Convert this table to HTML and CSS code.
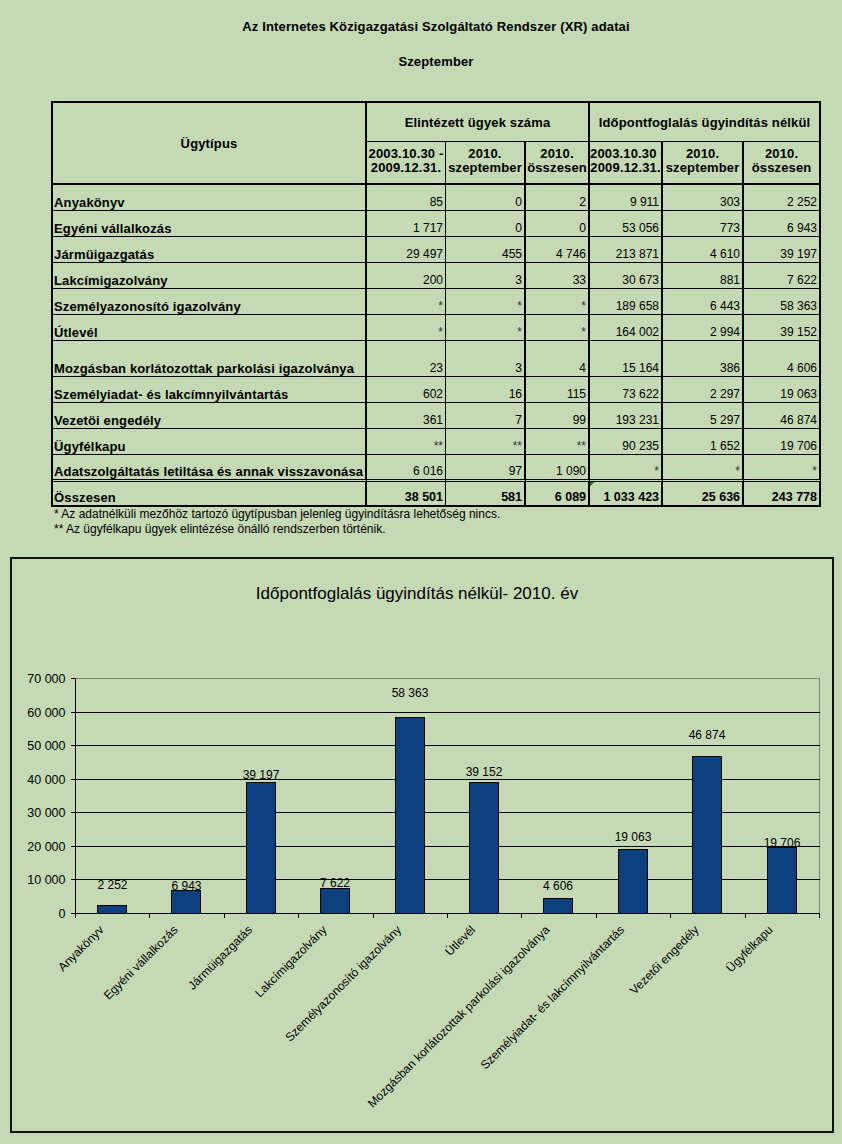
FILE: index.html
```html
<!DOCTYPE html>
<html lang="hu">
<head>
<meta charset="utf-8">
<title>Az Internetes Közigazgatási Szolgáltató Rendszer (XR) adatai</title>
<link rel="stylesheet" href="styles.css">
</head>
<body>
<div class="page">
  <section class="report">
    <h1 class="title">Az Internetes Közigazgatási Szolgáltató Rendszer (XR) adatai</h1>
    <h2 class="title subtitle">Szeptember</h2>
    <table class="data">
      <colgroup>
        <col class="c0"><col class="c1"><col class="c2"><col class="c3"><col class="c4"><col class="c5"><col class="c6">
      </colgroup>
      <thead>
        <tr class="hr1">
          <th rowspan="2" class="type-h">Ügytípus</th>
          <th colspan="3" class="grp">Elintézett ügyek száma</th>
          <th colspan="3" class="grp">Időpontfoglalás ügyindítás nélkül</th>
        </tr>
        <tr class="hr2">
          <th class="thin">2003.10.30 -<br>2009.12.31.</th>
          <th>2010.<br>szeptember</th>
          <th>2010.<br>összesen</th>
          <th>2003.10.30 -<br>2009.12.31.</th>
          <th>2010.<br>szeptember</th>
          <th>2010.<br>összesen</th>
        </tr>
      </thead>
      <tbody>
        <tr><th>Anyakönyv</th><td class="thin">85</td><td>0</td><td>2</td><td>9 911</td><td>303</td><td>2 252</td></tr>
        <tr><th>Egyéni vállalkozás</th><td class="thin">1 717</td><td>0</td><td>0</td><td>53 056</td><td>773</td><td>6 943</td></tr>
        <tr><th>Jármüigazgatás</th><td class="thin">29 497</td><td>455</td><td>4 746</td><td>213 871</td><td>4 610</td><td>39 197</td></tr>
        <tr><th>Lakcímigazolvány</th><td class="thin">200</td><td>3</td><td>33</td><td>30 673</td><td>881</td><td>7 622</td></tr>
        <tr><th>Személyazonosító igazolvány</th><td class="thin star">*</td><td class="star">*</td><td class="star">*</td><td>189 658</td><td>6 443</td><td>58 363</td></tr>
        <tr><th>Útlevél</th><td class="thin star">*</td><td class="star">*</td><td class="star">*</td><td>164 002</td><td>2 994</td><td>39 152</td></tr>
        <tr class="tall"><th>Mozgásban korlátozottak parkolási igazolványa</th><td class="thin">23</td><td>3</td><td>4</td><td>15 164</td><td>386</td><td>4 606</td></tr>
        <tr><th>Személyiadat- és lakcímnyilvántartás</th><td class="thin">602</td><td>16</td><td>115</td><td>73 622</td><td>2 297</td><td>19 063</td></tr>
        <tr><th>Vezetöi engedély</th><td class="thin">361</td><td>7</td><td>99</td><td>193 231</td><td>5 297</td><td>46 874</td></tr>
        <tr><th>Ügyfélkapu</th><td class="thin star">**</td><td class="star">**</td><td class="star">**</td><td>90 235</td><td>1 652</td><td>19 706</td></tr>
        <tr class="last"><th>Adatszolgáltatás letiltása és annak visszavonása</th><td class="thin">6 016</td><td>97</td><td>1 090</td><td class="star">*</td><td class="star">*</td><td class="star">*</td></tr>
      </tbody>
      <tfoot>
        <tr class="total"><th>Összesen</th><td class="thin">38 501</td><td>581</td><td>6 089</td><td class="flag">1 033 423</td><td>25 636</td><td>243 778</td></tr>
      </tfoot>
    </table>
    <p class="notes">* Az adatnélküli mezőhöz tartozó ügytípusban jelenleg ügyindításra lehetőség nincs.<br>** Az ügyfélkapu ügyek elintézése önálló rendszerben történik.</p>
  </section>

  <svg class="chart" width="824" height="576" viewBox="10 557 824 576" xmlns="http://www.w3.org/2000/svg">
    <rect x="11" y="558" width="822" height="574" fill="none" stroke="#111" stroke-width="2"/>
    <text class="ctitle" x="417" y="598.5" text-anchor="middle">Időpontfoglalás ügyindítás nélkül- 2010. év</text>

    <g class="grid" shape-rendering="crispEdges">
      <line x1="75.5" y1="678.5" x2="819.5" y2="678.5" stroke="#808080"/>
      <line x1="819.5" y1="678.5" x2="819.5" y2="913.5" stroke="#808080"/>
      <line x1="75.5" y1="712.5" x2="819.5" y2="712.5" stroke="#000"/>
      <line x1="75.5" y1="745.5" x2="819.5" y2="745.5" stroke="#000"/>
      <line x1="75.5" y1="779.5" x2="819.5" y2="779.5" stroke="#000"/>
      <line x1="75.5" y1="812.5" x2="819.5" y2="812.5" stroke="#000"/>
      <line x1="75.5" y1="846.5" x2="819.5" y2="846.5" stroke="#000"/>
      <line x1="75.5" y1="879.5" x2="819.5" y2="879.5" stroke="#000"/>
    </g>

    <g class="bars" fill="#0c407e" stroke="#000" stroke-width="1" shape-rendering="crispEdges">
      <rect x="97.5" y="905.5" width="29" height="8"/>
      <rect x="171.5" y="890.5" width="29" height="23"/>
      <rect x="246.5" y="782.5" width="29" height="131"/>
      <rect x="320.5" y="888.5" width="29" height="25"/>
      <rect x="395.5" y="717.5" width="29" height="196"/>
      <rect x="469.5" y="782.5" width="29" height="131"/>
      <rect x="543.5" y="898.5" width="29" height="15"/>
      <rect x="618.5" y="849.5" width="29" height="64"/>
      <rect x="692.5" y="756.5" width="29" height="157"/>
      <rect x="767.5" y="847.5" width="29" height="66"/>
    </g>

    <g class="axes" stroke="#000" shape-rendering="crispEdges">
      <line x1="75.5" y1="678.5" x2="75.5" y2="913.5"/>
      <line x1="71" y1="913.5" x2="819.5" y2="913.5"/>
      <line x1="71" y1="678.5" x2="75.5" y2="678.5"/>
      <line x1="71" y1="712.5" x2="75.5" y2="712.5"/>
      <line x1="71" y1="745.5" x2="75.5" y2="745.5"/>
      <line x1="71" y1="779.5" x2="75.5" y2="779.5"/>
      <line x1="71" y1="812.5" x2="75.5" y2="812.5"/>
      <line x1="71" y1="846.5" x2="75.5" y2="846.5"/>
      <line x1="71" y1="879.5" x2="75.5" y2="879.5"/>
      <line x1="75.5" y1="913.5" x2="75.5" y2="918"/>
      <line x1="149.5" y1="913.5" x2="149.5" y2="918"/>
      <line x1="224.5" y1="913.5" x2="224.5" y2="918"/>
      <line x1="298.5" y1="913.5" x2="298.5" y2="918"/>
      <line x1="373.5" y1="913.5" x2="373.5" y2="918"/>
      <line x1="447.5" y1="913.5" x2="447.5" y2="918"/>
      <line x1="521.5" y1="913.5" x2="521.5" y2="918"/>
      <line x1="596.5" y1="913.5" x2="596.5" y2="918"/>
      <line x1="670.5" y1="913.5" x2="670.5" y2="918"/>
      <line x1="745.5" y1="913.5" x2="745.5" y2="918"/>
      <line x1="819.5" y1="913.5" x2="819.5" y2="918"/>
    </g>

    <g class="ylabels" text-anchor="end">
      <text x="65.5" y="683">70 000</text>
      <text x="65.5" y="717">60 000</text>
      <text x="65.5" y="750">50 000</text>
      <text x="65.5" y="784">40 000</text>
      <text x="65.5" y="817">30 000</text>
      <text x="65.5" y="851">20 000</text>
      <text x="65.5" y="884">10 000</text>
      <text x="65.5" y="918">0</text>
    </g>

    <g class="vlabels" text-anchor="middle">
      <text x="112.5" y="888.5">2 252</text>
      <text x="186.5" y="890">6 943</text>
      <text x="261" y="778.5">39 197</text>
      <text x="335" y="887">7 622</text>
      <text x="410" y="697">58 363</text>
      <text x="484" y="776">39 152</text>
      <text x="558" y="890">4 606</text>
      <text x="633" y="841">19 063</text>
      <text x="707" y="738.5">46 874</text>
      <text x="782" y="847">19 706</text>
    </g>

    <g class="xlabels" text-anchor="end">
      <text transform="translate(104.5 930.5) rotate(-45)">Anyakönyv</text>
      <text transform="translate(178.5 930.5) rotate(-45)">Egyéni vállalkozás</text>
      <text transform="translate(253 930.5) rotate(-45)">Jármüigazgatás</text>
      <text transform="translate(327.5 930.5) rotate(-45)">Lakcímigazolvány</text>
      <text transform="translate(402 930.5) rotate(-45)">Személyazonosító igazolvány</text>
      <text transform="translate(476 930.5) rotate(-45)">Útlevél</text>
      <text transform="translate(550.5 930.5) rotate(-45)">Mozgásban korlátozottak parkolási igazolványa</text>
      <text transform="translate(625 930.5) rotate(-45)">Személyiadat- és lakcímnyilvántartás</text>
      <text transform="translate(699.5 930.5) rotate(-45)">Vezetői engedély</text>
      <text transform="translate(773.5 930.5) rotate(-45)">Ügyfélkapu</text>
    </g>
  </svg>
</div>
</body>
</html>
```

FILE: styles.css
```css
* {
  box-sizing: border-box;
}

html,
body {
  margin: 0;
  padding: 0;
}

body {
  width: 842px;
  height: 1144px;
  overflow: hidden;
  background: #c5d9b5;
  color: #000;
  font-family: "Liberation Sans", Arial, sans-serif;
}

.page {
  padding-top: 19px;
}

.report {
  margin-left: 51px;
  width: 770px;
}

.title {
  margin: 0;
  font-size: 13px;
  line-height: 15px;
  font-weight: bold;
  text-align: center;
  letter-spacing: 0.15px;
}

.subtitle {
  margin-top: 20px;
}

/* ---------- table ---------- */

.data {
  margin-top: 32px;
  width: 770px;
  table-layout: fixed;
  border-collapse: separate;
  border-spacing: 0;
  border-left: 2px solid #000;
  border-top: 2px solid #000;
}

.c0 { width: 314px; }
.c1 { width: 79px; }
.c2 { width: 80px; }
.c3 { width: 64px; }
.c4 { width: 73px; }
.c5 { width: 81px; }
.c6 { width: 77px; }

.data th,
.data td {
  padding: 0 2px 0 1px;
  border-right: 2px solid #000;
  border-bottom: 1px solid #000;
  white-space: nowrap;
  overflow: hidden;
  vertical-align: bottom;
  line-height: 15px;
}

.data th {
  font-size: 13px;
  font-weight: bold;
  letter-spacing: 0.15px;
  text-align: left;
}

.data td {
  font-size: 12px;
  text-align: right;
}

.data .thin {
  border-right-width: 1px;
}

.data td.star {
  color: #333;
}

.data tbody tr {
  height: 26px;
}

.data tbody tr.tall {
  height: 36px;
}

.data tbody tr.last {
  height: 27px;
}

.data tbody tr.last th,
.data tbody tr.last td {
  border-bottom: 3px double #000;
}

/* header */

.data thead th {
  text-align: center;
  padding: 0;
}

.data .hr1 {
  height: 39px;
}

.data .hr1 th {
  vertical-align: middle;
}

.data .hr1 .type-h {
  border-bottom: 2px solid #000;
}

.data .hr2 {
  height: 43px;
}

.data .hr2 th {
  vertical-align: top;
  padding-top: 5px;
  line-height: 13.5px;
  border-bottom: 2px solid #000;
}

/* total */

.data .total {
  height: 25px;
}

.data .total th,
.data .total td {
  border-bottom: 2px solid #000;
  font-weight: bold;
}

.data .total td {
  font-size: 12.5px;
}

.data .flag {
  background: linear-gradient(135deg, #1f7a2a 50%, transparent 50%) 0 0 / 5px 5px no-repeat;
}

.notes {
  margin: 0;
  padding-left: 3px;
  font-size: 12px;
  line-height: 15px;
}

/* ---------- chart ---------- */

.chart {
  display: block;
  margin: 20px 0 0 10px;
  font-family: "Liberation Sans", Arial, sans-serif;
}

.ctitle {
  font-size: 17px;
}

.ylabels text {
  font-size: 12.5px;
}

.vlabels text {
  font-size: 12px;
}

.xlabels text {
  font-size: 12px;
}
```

- - - - -

== Brief ==
All lines holding the word "table" should be picked out and copied.

== Response below ==
Convert this table to HTML and CSS code.
    <table class="data">
    </table>
/* ---------- table ---------- */
  table-layout: fixed;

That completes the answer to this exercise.